Forty Miles of Bad Road

Yesterday was quite the road trip. I think we've maxed out our adventure quota for the next month or so. Which is good. So we decided, purely on a whim, to visit a (real) ghost town down in Socorro County: Riley. Settled around 1880, the post office closed in 1931, and it's now just a glorious wrecked shell of a town. Perfect. We took the interstate down to Socorro, then headed out to Magdalena - the last "real" town and jumping-off point.

Now, there's something you need to know about desert ghost towns: they rarely sit right off nice paved roads with a Starbucks handy nearby. In our case, getting to Riley meant negotiating about forty miles of dirt and gravel and sand. For a dirt road, that's a hell of a long way - on a bad enough road, five miles can feel like fifteen. In fact, in some places we had to cross dry arroyos and, right before reaching Riley, traverse the Rio Salado, which DID have water in it. I stepped out first to make sure it wasn't quicksand, and it wasn't. So we made it. Cool.

And what achingly beautiful country... Ranches were scattered here and there but, except for one 4WD vehicle tailing a plume of dust far ahead of us, we didn't see a single person. 9,143' Ladron Peak sat on the horizon, watching us. Called "Thieves' Mountain", it was where all the bandits and outlaws and bad guys came to hide out after shooting up a bank or something in Albuquerque. Now I knew why. If I'd just arrived here from New York, such isolation would have no doubt terrified me. Now it felt natural. And not only natural but necessary. This shattered and sun-blasted land is my home. Our home.

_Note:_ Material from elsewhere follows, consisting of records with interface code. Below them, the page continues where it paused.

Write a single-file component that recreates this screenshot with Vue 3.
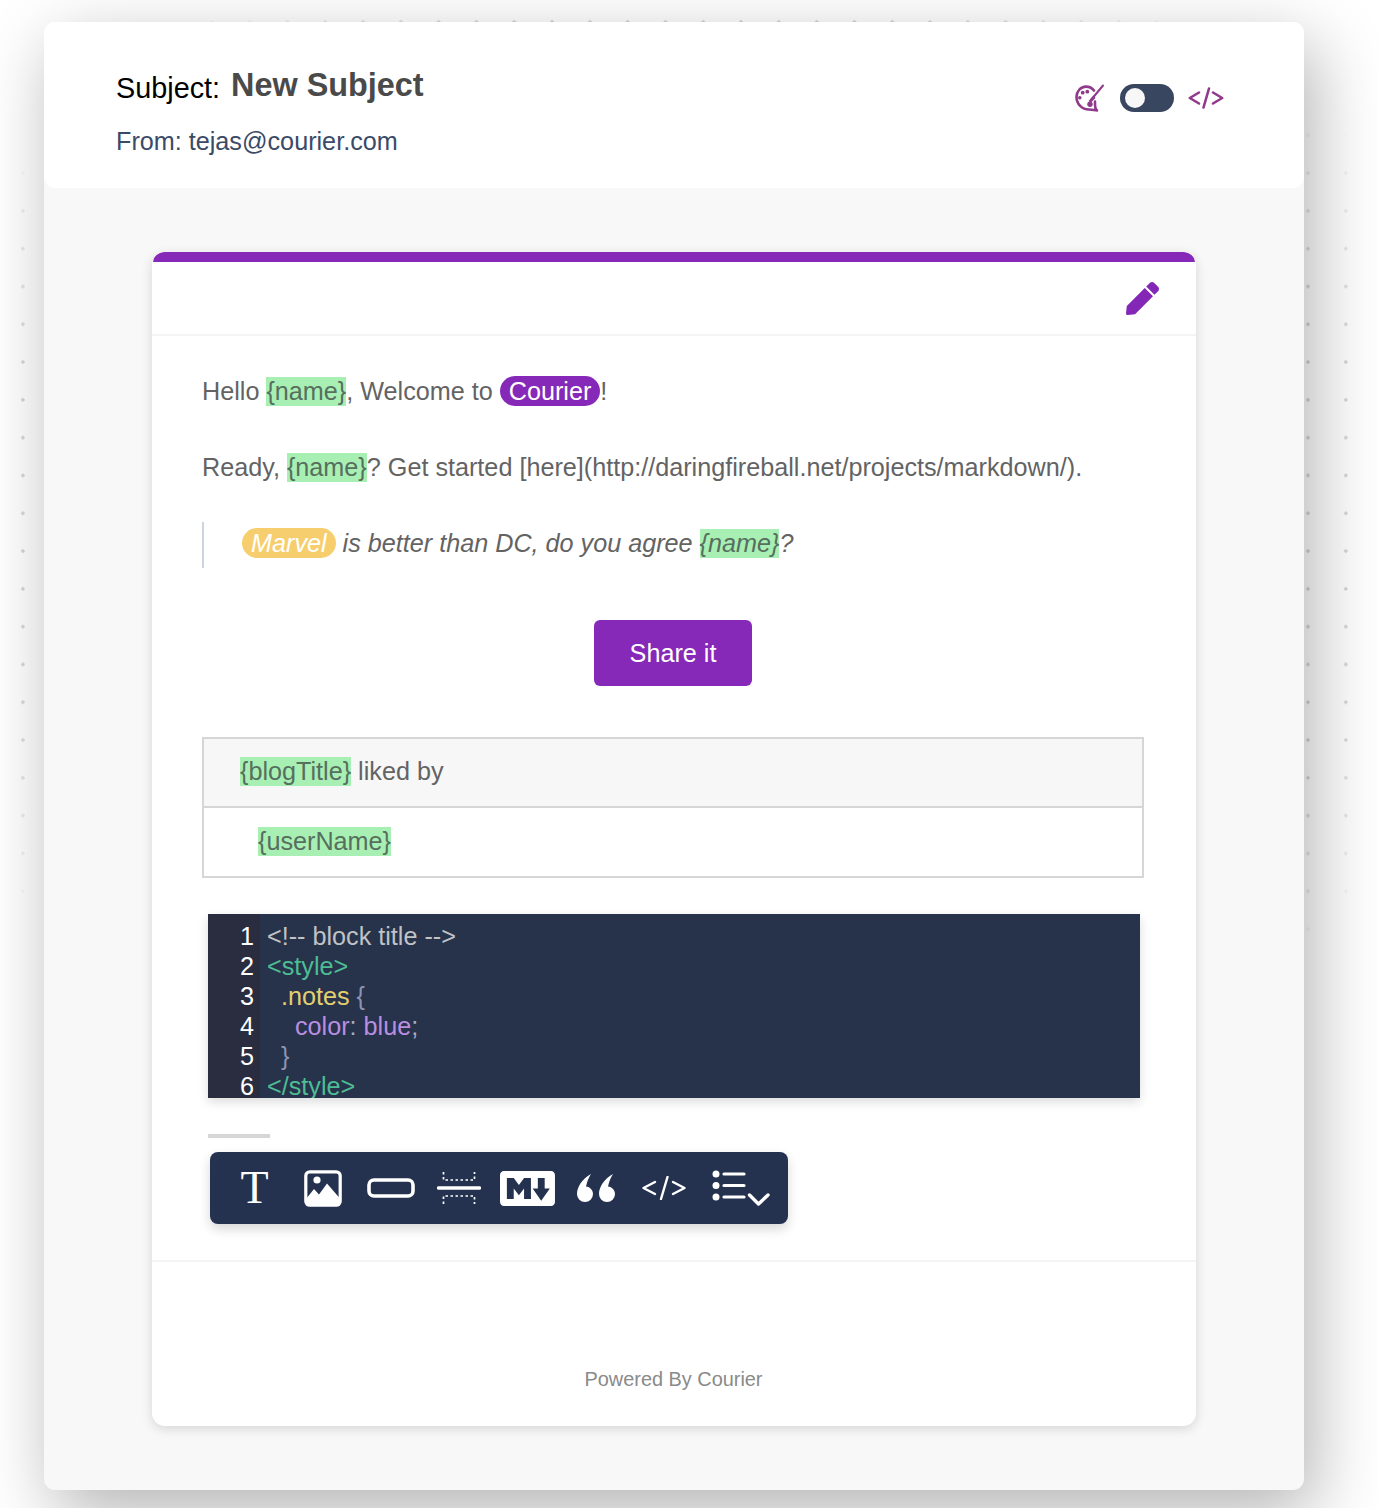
<script setup>
const codeLines = [
  [{ t: '<!-- block title -->', c: 'comment' }],
  [{ t: '<style>', c: 'tag' }],
  [{ t: '  ', c: '' }, { t: '.notes', c: 'sel' }, { t: ' {', c: 'punc' }],
  [{ t: '    ', c: '' }, { t: 'color', c: 'prop' }, { t: ': ', c: 'punc2' }, { t: 'blue', c: 'prop' }, { t: ';', c: 'punc2' }],
  [{ t: '  ', c: '' }, { t: '}', c: 'punc' }],
  [{ t: '</style>', c: 'tag' }]
]
</script>

<template>
  <div class="page">
    <div class="dots"></div>
    <div class="panel">
      <header class="head">
        <div class="head-left">
          <div class="subject-row">
            <span class="subject-label">Subject:</span>
            <span class="subject-value">New Subject</span>
          </div>
          <div class="from">From: tejas@courier.com</div>
        </div>
        <div class="head-right">
          <svg class="palette" width="30" height="28" viewBox="0 0 30 28" fill="none">
            <path d="M19 6.500C17 4 14 2.600 11 2.600 5.500 2.600 1.500 7.500 1.500 13c0 7 5.500 12.500 12.500 12.500 3 0 6 1 8 1-1.500-1.500-2-3.500-2-5.500v-3.500" stroke="#8f3a8a" stroke-width="2.600" stroke-linecap="round" stroke-linejoin="round"/>
            <path d="M16 16 28 1.500" stroke="#8f3a8a" stroke-width="2" stroke-linecap="round"/>
            <path d="M13.500 17 18.500 11.500 20.500 14 16 18.500z" fill="#8f3a8a"/>
            <circle cx="4.800" cy="13.700" r="1.800" fill="#8f3a8a"/>
            <circle cx="7.700" cy="8.700" r="1.900" fill="#8f3a8a"/>
            <circle cx="12.300" cy="7.700" r="1.900" fill="#8f3a8a"/>
            <circle cx="15" cy="20.300" r="2.700" fill="#8f3a8a"/>
          </svg>
          <div class="toggle"><span class="knob"></span></div>
          <svg class="code-link" width="36" height="22" viewBox="0 0 36 22" fill="none" stroke="#8f3a8a" stroke-width="2.600" stroke-linecap="round" stroke-linejoin="round">
            <path d="M11 5.500 1.800 11 11 16.500"/>
            <path d="M21 1.500 15.500 20.500"/>
            <path d="M25 5.500 34.200 11 25 16.500"/>
          </svg>
        </div>
      </header>

      <div class="stage">
        <article class="card">
          <div class="card-top"></div>
          <div class="card-tools">
            <svg width="33" height="33" viewBox="0 0 512 512" fill="#8427b7">
              <path d="M290.740 93.240l128.020 128.020-277.990 277.990-114.140 12.600C11.350 513.540-1.560 500.620.140 485.340l12.700-114.220 277.900-278.880zm207.200-19.060l-60.110-60.110c-18.750-18.750-49.160-18.750-67.910 0l-56.550 56.550 128.020 128.020 56.550-56.550c18.750-18.760 18.750-49.160 0-67.910z"/>
            </svg>
          </div>

          <div class="card-body">
            <p class="line">Hello <span class="var">{name}</span>, Welcome to <span class="pill purple">Courier</span>!</p>
            <p class="line gap">Ready, <span class="var">{name}</span>? Get started [here](http://daringfireball.net/projects/markdown/).</p>
            <blockquote class="quote">
              <span class="pill yellow">Marvel</span> is better than DC, do you agree <span class="var">{name}</span>?
            </blockquote>
            <div class="button-row"><a class="share">Share it</a></div>

            <div class="list-table">
              <div class="list-title"><span class="var">{blogTitle}</span> liked by</div>
              <div class="list-row"><span class="var">{userName}</span></div>
            </div>

            <div class="code">
              <div class="code-inner">
                <div v-for="(line, i) in codeLines" :key="i" class="code-line">
                  <span class="num">{{ i + 1 }}</span>
                  <span class="src"><span v-for="(tok, j) in line" :key="j" :class="tok.c">{{ tok.t }}</span></span>
                </div>
              </div>
            </div>

            <div class="rule"></div>

            <div class="toolbar">
              <span class="slot serif-t">T</span>
              <span class="slot">
                <svg width="38" height="37" viewBox="0 0 38 37">
                  <rect x="1.800" y="1.800" width="34.400" height="33.400" rx="4" fill="none" stroke="#fff" stroke-width="3.200"/>
                  <circle cx="13" cy="10" r="3.600" fill="#fff"/>
                  <path d="M2 29 10 19l5 5.500 8-11 13 15v7H2z" fill="#fff"/>
                </svg>
              </span>
              <span class="slot">
                <svg width="48" height="20" viewBox="0 0 48 20"><rect x="2" y="2" width="44" height="16" rx="5" fill="none" stroke="#fff" stroke-width="3.600"/></svg>
              </span>
              <span class="slot">
                <svg width="44" height="34" viewBox="0 0 44 34" fill="none" stroke="#fff">
                  <path d="M1.500 17h41" stroke-width="3.400" stroke-linecap="round"/>
                  <path d="M6.500 1v8h31V1" stroke-width="1.700" stroke-dasharray="2.500 2.500"/>
                  <path d="M6.500 33v-8h31v8" stroke-width="1.700" stroke-dasharray="2.500 2.500"/>
                </svg>
              </span>
              <span class="slot">
                <svg width="55" height="35" viewBox="0 3 16 10" preserveAspectRatio="none" fill="#fff">
                  <path d="M14.850 3H1.150C.520 3 0 3.520 0 4.150v7.690C0 12.480.520 13 1.150 13h13.690c.640 0 1.150-.520 1.150-1.150v-7.700C16 3.520 15.480 3 14.850 3zM9 11H7V8L5.500 9.920 4 8v3H2V5h2l1.500 2L7 5h2v6zm2.990.500L9.500 8H11V5h2v3h1.500l-2.510 3.500z"/>
                </svg>
              </span>
              <span class="slot">
                <svg width="38" height="28" viewBox="0 0 38 28" fill="#fff">
                  <path d="M14 0C5 5 0 13 0 20a8 8 0 1 0 16 0c0-4-3-7-7-7.500C10 8 11.500 4 14 0z"/>
                  <path d="M36 0C27 5 22 13 22 20a8 8 0 1 0 16 0c0-4-3-7-7-7.500C32 8 33.500 4 36 0z"/>
                </svg>
              </span>
              <span class="slot">
                <svg width="44" height="24" viewBox="0 0 44 24" fill="none" stroke="#fff" stroke-width="2.400" stroke-linecap="round" stroke-linejoin="round">
                  <path d="M13 6 1.500 12 13 18"/>
                  <path d="M25.500 1 19 23"/>
                  <path d="M31 6 42.500 12 31 18"/>
                </svg>
              </span>
              <span class="slot last">
                <svg width="58" height="36" viewBox="0 0 58 36" fill="none" stroke="#fff">
                  <circle cx="4" cy="4" r="3.500" fill="#fff" stroke="none"/>
                  <circle cx="4" cy="15.500" r="3.500" fill="#fff" stroke="none"/>
                  <circle cx="4" cy="27" r="3.500" fill="#fff" stroke="none"/>
                  <path d="M12 4h20M12 15.500h20M12 27h20" stroke-width="3.200" stroke-linecap="round"/>
                  <path d="M37.500 25 46.500 34 56 25" stroke-width="3.400" stroke-linecap="round" stroke-linejoin="round"/>
                </svg>
              </span>
            </div>
          </div>

          <footer class="card-foot">Powered By Courier</footer>
        </article>
      </div>
    </div>
  </div>
</template>

<style>
html, body { margin: 0; background: #fff; }
</style>

<style scoped>
.page {
  position: relative;
  width: 1378px;
  height: 1508px;
  overflow: hidden;
  background: #fff;
  font-family: "Liberation Sans", Arial, sans-serif;
  padding: 22px 0 0 44px;
  box-sizing: border-box;
}
.dots {
  position: absolute;
  left: 0;
  top: 0;
  width: 100%;
  height: 1000px;
  background-image: radial-gradient(circle, #d4d4d4 0 1.400px, transparent 2px);
  background-size: 37.800px 37.800px;
  background-position: 4px 3px;
  -webkit-mask-image: radial-gradient(846px 642px at 689px 530px, #000 82%, transparent 100%);
  mask-image: radial-gradient(846px 642px at 689px 530px, #000 82%, transparent 100%);
}
.panel {
  position: relative;
  width: 1260px;
  height: 1468px;
  background: #f8f8f8;
  border-radius: 11px;
  box-shadow: 10px 22px 70px rgba(0, 0, 0, 0.3);
}
.head {
  display: flex;
  justify-content: space-between;
  align-items: flex-start;
  height: 166px;
  box-sizing: border-box;
  padding: 41px 80px 0 72px;
  background: #fff;
  border-radius: 11px;
}
.subject-row {
  display: flex;
  align-items: baseline;
  gap: 11px;
  height: 50px;
}
.subject-label { font-size: 28.800px; line-height: 50px; color: #000; }
.subject-value { font-size: 32.400px; line-height: 46px; font-weight: 700; color: #4a4a4a; position: relative; top: -2px; }
.from { margin-top: 12px; font-size: 25.200px; line-height: 32px; color: #3a4a67; }
.head-right {
  display: flex;
  align-items: center;
  margin-top: 20px;
  height: 30px;
}
.palette { margin-right: 15px; }
.toggle {
  width: 54px;
  height: 28px;
  border-radius: 14px;
  background: #38475f;
  display: flex;
  align-items: center;
  padding-left: 5px;
  box-sizing: border-box;
  margin-right: 14px;
}
.knob { width: 20px; height: 20px; border-radius: 50%; background: #f7f7f7; }

.stage { padding: 64px 0 0 108px; }
.card {
  width: 1044px;
  height: 1174px;
  box-sizing: border-box;
  background: #fff;
  border-radius: 13px;
  box-shadow: 0 3px 12px rgba(0, 0, 0, 0.14);
  overflow: hidden;
  display: flex;
  flex-direction: column;
}
.card-top { height: 10px; margin: 0 1px; background: #8729b8; border-radius: 14px 14px 0 0; }
.card-tools {
  height: 74px;
  box-sizing: border-box;
  padding: 20px 37px 0 0;
  display: flex;
  justify-content: flex-end;
  align-items: flex-start;
  border-bottom: 2px solid #f4f4f4;
}
.card-body {
  flex: 1;
  padding: 39px 0 0 50px;
  font-size: 25.200px;
  line-height: 32px;
  color: #636363;
}
.line { margin: 0; }
.gap { margin-top: 44px; }
.var { background: #a8efb4; color: #566f5e; padding: 0 0 1px; }
.pill { display: inline-block; border-radius: 15px; line-height: 30px; height: 30px; color: #fff; }
.purple { background: #8729b8; padding: 0 9px; }
.yellow { background: #f7ce6e; padding: 0 9px; }
.quote {
  margin: 39px 0 0;
  border-left: 2px solid #cdd3e0;
  width: 900px;
  height: 46px;
  box-sizing: border-box;
  padding: 5px 0 0 38px;
  font-style: italic;
}
.button-row { width: 942px; margin-top: 52px; display: flex; justify-content: center; }
.share {
  width: 158px;
  height: 66px;
  border-radius: 6px;
  background: #8729b8;
  color: #fff;
  display: flex;
  align-items: center;
  justify-content: center;
}
.list-table {
  width: 942px;
  box-sizing: border-box;
  margin-top: 51px;
  border: 2px solid #d6d6d6;
}
.list-title {
  height: 69px;
  box-sizing: border-box;
  padding: 16px 0 0 36px;
  background: #f7f7f7;
  border-bottom: 2px solid #d6d6d6;
}
.list-row { height: 68px; box-sizing: border-box; padding: 17px 0 0 54px; }
.code {
  margin: 36px 0 0 6px;
  width: 932px;
  height: 184px;
  overflow: hidden;
  background: #27324b;
  box-shadow: 0 4px 10px rgba(0, 0, 0, 0.14);
}
.code-inner { padding-top: 7px; background: linear-gradient(to right, #2a2d40 52px, transparent 52px); height: 100%; box-sizing: border-box; }
.code-line { display: flex; height: 30px; line-height: 30px; }
.num { width: 46px; text-align: right; color: #fff; flex: none; }
.src { margin-left: 13px; white-space: pre; color: #c0c0c0; }
.comment { color: #c0c2c6; }
.tag { color: #4dbd94; }
.sel { color: #e2cf6f; }
.punc { color: #8b93b5; }
.punc2 { color: #a8adc8; }
.prop { color: #b98ee0; }
.rule { width: 62px; height: 4px; margin: 36px 0 0 6px; background: #d6d6d6; }
.toolbar {
  display: flex;
  align-items: center;
  width: 578px;
  height: 72px;
  box-sizing: border-box;
  margin: 14px 0 0 8px;
  padding: 0 0 0 10.500px;
  background: #24324f;
  border-radius: 8px;
  box-shadow: 0 5px 12px rgba(0, 0, 0, 0.16);
}
.slot { width: 68.200px; flex: none; display: flex; justify-content: center; align-items: center; }
.slot.last { width: 87px; }
.serif-t { font-family: "Liberation Serif", serif; font-size: 46px; line-height: 46px; color: #fff; }
.card-foot {
  height: 166px;
  box-sizing: border-box;
  border-top: 2px solid #f4f4f4;
  padding-top: 104px;
  padding-right: 1px;
  text-align: center;
  font-size: 19.900px;
  line-height: 26px;
  color: #8a8a8a;
}
</style>
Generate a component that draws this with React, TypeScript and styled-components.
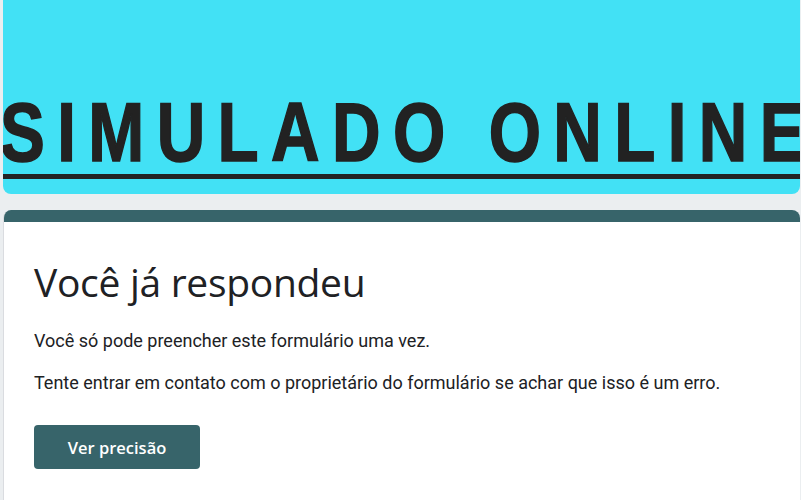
import React from "react";
import styled, { createGlobalStyle } from "styled-components";

const Global = createGlobalStyle`
  html, body { margin: 0; padding: 0; background: #ebeef0; }
  body { font-family: Roboto, "Liberation Sans", Arial, sans-serif; overflow: hidden; }
`;

const Page = styled.div`
  display: flex;
  flex-direction: column;
  gap: 16px;
  padding: 0 1px 0 3px;
  height: 500px;
  box-sizing: border-box;
`;

const Banner = styled.header`
  margin-top: -10px;
  height: 204px;
  background: #42e1f5;
  border-radius: 8px;
  overflow: hidden;
  display: flex;
  flex-direction: column;
  justify-content: flex-end;
  padding-bottom: 15px;
  box-sizing: border-box;
`;

const BannerTitle = styled.div`
  font-family: "Liberation Sans", Arial, sans-serif;
  font-weight: 700;
  font-size: 84px;
  line-height: 1;
  letter-spacing: 15.5px;
  color: #222222;
  -webkit-text-stroke: 1.6px #222222;
  white-space: nowrap;
  margin-left: -3px;
  transform: scaleX(0.8);
  transform-origin: left center;
`;

const BannerRule = styled.div`
  height: 5px;
  background: #232323;
`;

const Card = styled.main`
  flex: 1;
  background: #ffffff;
  border-radius: 8px 8px 0 0;
  border-left: 1px solid #dadce0;
  overflow: hidden;
  display: flex;
  flex-direction: column;
`;

const CardBand = styled.div`
  height: 12px;
  background: #37646a;
`;

const CardBody = styled.div`
  padding: 35px 24px 0 30px;
  display: flex;
  flex-direction: column;
  align-items: flex-start;
`;

const Heading = styled.h1`
  margin: 0 0 22px;
  font-family: "Open Sans", Roboto, sans-serif;
  font-weight: 400;
  font-size: 39px;
  line-height: 50px;
  color: #202124;
  letter-spacing: -0.3px;
`;

const Paragraph = styled.p`
  margin: 0 0 18px;
  font-family: Roboto, "Liberation Sans", sans-serif;
  font-size: 18px;
  line-height: 24px;
  color: #202124;
`;

const Button = styled.button`
  margin-top: 12px;
  width: 166px;
  height: 44px;
  border: none;
  border-radius: 4px;
  background: #37646a;
  color: #ffffff;
  font-family: "Open Sans", Roboto, sans-serif;
  font-weight: 600;
  font-size: 16.5px;
  cursor: pointer;
`;

export default function App() {
  return (
    <>
      <Global />
      <Page>
        <Banner>
          <BannerTitle>SIMULADO ONLINE</BannerTitle>
          <BannerRule />
        </Banner>
        <Card>
          <CardBand />
          <CardBody>
            <Heading>Você já respondeu</Heading>
            <Paragraph>Você só pode preencher este formulário uma vez.</Paragraph>
            <Paragraph>
              Tente entrar em contato com o proprietário do formulário se achar que isso é um erro.
            </Paragraph>
            <Button>Ver precisão</Button>
          </CardBody>
        </Card>
      </Page>
    </>
  );
}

The town itself was pretty well preserved - in the sense that you knew it was in fact once a town. There was a church, cemetery and, most impressive, an old schoolhouse. It was in excellent shape. There was even an intact outhouse alongside the building. Scattered about as well were a number of crumbling adobe cabins, and it was amazing how much of the debris of daily living had been left behind - broken china, cookware, mattress springs, metal appliances. Of course we touched nothing. It felt like a sacred place to us, like sifting through the wreckage a plane crash, almost. And, of course, there was also the matter of the rattlesnakes hiding out from the searing sun under the countless sheets of rusted tin littering the ground...

We didn't stay long. It was too hot anyway - probably in the mid-90s with no humidity. It's the desert. It's supposed to be that way. But I had no sunscreen and could feel a nasty burn coming on. Belinda was turning red. So we beat it out of there - my wife at the wheel, deftly handling the dips and dodging the blowout-causing rocks, my hand resting on her knee - and, in another hour or so, were safely back on the highway. No signs were there to tell us how far we'd come or how far we had to go, but as long as we could see the sun and the mountain we knew we were headed the right way.

We need ghost towns. All of us. Among other things, they remind us just how flimsy and impermanent this invention we call civilization really is. But we're sure diggin' it while it lasts. And that's the point too, I guess.